The Dust Was Gathered From Every Corner
In the first hour the dust came in. Not from one field, not from one hill, but from every corner of the earth at once, red and black and pale, swept together so that no nation could ever stand over the grave of Adam and say he was theirs and no one else's. In the second hour the dust was kneaded into a single formless lump, heavy and shapeless on the ground. In the third hour the lump found its edges. Limbs stretched out of it. A spine, a skull, two open hands.
In the fourth hour the soul went in. The body, which had lain there like wet clay, shuddered. In the fifth hour Adam stood for the first time, swaying on new legs, the tallest thing in the garden. In the sixth hour the animals came before him in pairs, and he opened his mouth and named them, one after another, calling each creature the thing it actually was. A prophet on his first afternoon, reading the world out loud.
Thirteen Canopies of Gold and Jewels
In the seventh hour he was not alone. Eve stood beside him, and the garden became a wedding.

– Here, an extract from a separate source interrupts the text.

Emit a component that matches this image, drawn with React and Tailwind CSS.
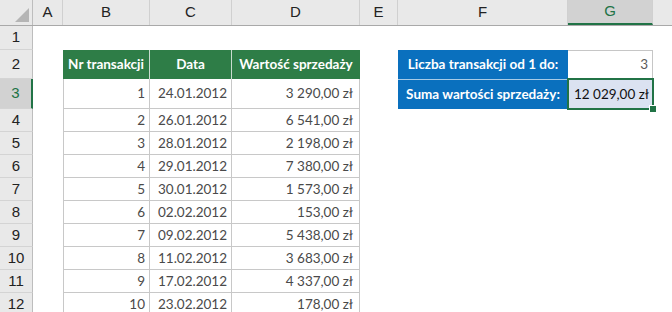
const COLS = [
  { key: 'hdr', w: 'w-[33px]' },
  { key: 'A', w: 'w-[30px]' },
  { key: 'B', w: 'w-[87px]' },
  { key: 'C', w: 'w-[82px]' },
  { key: 'D', w: 'w-[128px]' },
  { key: 'E', w: 'w-[38px]' },
  { key: 'F', w: 'w-[170px]' },
  { key: 'G', w: 'w-[85px]' },
]

const DATA = [
  [1, '24.01.2012', '3 290,00 zł'],
  [2, '26.01.2012', '6 541,00 zł'],
  [3, '28.01.2012', '2 198,00 zł'],
  [4, '29.01.2012', '7 380,00 zł'],
  [5, '30.01.2012', '1 573,00 zł'],
  [6, '02.02.2012', '153,00 zł'],
  [7, '09.02.2012', '5 438,00 zł'],
  [8, '11.02.2012', '3 683,00 zł'],
  [9, '17.02.2012', '4 337,00 zł'],
  [10, '23.02.2012', '178,00 zł'],
]

const cell = "font-['Lato','Liberation_Sans',sans-serif] text-[13.5px]"

function RowHeader({ n, active }) {
  return (
    <div
      className={`w-[33px] shrink-0 flex items-center justify-center border-b border-[#d4d4d4] font-['Liberation_Sans',Arial,sans-serif] text-[15px] ${
        active
          ? 'bg-[#d2d2d2] text-[#217346] border-r-2 border-r-[#217346]'
          : 'bg-[#e9e9e9] text-[#222] border-r border-r-[#bdbdbd]'
      }`}
    >
      {n}
    </div>
  )
}

function Blank({ w }) {
  return <div className={`${w} shrink-0`} />
}

export default function App() {
  return (
    <div className="w-[672px] h-[312px] overflow-hidden bg-white relative select-none">
      {/* column headers */}
      <div className="flex h-[26px] bg-[#e9e9e9] border-b border-[#a9a9a9] font-['Liberation_Sans',Arial,sans-serif] text-[15px] text-[#222]">
        <div className="w-[33px] shrink-0 border-r border-[#bdbdbd] flex items-end justify-end p-[3px]">
          <svg width="14" height="14" viewBox="0 0 14 14">
            <polygon points="14,0 14,14 0,14" fill="#b5b5b5" />
          </svg>
        </div>
        {COLS.slice(1).map((c) => (
          <div
            key={c.key}
            className={`${c.w} shrink-0 flex items-center justify-center border-r border-[#d0d0d0] ${
              c.key === 'G' ? 'bg-[#d2d2d2] text-[#217346] border-b-2 border-b-[#217346]' : ''
            }`}
          >
            {c.key}
          </div>
        ))}
        <div className="flex-1" />
      </div>

      {/* row 1 */}
      <div className="flex h-[24px]">
        <RowHeader n={1} />
      </div>

      {/* row 2 */}
      <div className="flex h-[29px]">
        <RowHeader n={2} />
        <Blank w="w-[30px]" />
        <div className="w-[87px] shrink-0 bg-[#2e7d47] border-r border-[#c9dccf] flex items-center justify-center font-['Lato',sans-serif] font-bold text-[13.5px] text-white">
          Nr transakcji
        </div>
        <div className="w-[82px] shrink-0 bg-[#2e7d47] border-r border-[#c9dccf] flex items-center justify-center font-['Lato',sans-serif] font-bold text-[13.5px] text-white">
          Data
        </div>
        <div className="w-[128px] shrink-0 bg-[#2e7d47] flex items-center justify-center font-['Lato',sans-serif] font-bold text-[13.5px] text-white">
          Wartość sprzedaży
        </div>
        <Blank w="w-[38px]" />
        <div className="w-[170px] shrink-0 bg-[#0a70be] flex items-center justify-center font-['Lato',sans-serif] font-bold text-[13.5px] text-white">
          Liczba transakcji od 1 do:
        </div>
        <div className={`w-[85px] shrink-0 border border-l-0 border-[#c6c6c6] flex items-center justify-end pr-[4px] ${cell} text-[#5a5a5a]`}>
          3
        </div>
      </div>

      {/* data rows */}
      {DATA.map(([n, d, v], i) => (
        <div key={n} className={`flex ${i === 0 ? 'h-[30px]' : 'h-[23px]'}`}>
          <RowHeader n={i + 3} active={i === 0} />
          <Blank w="w-[30px]" />
          <div className={`w-[87px] shrink-0 border-l border-r border-b border-[#c8c8c8] flex items-center justify-end pr-[4px] ${cell} text-[#4a4a4a]`}>
            {n}
          </div>
          <div className={`w-[82px] shrink-0 border-r border-b border-[#c8c8c8] flex items-center justify-end pr-[4px] ${cell} text-[#4a4a4a]`}>
            {d}
          </div>
          <div className={`w-[128px] shrink-0 border-r border-b border-[#c8c8c8] flex items-center justify-end pr-[6px] ${cell} text-[#4a4a4a]`}>
            {v}
          </div>
          {i === 0 && (
            <>
              <Blank w="w-[38px]" />
              <div className="w-[170px] shrink-0 bg-[#0a70be] border-t border-[#a9cbe6] flex items-center justify-center font-['Lato',sans-serif] font-bold text-[13.5px] text-white">
                Suma wartości sprzedaży:
              </div>
              <div className={`w-[85px] shrink-0 bg-[#dbe2f1] flex items-center justify-end pr-[4px] ${cell} text-[#111]`}>
                12 029,00 zł
              </div>
            </>
          )}
        </div>
      ))}

      {/* active cell selection G3 */}
      <div className="absolute left-[567px] top-[78px] w-[87px] h-[32px] border-2 border-[#217346] pointer-events-none">
        <div className="absolute -right-[4px] -bottom-[4px] w-[6px] h-[6px] bg-[#217346] ring-1 ring-white" />
      </div>
    </div>
  )
}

The Holy One did not leave the first marriage bare. He raised canopies over the couple in Eden, and the rabbis could not agree how many, only that the number was extravagant. Rabbi Levi, in the name of Rabbi Hama bar Hanina, counted thirteen. Resh Lakish counted eleven. Others counted ten. They read the count out of one verse about Eden, every precious stone your covering, and they divided that covering differently, but none of them made it small. Carbuncle, topaz, emerald, sapphire, every gem named over the king of Tyre was hung above two newlyweds who had been alive, between them, for a single hour. The walls of the canopies were stones that threw light. God Himself tied the knots.
It was the most lavish wedding the world would ever hold, and it was over before dark.
By Nightfall, Out the Gate
In the eighth hour there were children. According to the Tosafot, Cain was born in that hour with a twin sister at his side. In the ninth hour the command came, plain and short, not to eat from the one tree. In the tenth hour Adam ate.
In the eleventh hour the judgment opened. God asked, and Adam answered with his hand pointed sideways at his wife. "The woman whom You gave to be with me," he said, "she gave me of the tree, and I ate." The boldness drained out of his face as he said it. And the face of the Holy One changed too, the way a host's face changes when the guest has fouled the feast. In the twelfth hour, before the first Sabbath had begun, God sent him out of the garden. The same hands that had gathered his dust and tied his canopies now closed the gate behind him. He had been made, married, judged, and exiled, and the sun that watched his creation in the morning had not yet finished setting.
The Earth Refused to Hold the Murdered Boy
Outside the gate the years finally began to move at the ordinary pace, and they ran long. Generations rose from the exiled couple. Abel was born and grew and was killed by his own brother in a field, and that is where the second strangeness waited.
Abel would not stay buried. Cain covered the body and the ground heaved it back up. He covered it again and the earth spat it out again, and a voice came up through the soil with the corpse. "No creature shall rest in the earth," it said, "until the first one of all has returned the dust to me of which it was formed." The dirt that had given up its red and black grains to make Adam wanted Adam back before it would take anyone else. So Abel lay unburied on a stone, set there by angels, year after year, waiting for the first man to die.
Three Archangels Carry the First Man Home
At last Adam died.
God did not leave the body to mortals. He sent three of the greatest archangels down into the world of the dead, and they came as undertakers. They washed the first man. They wrapped him in linen and rubbed him with fragrant oil, the way the living honor the dead, except the hands doing it had never been born and would never die. Then they walked to the stone where Abel had waited all those generations and lifted him too, the boy whose blood the ground had cried out, and they prepared him beside his father.
They carried both bodies into Paradise. And there, in the garden Adam had been driven from on the day he was made, they dug. They laid him down in the exact place the dust had been taken from in the first hour of the first day, the spot the earth had been holding open ever since. The corners of the earth that had been swept together to raise him came apart again to receive him. The first wedding and the first grave stood on the same ground. Beside him they buried Abel, and the soil that had refused every other body closed at last over the two of them, and was quiet.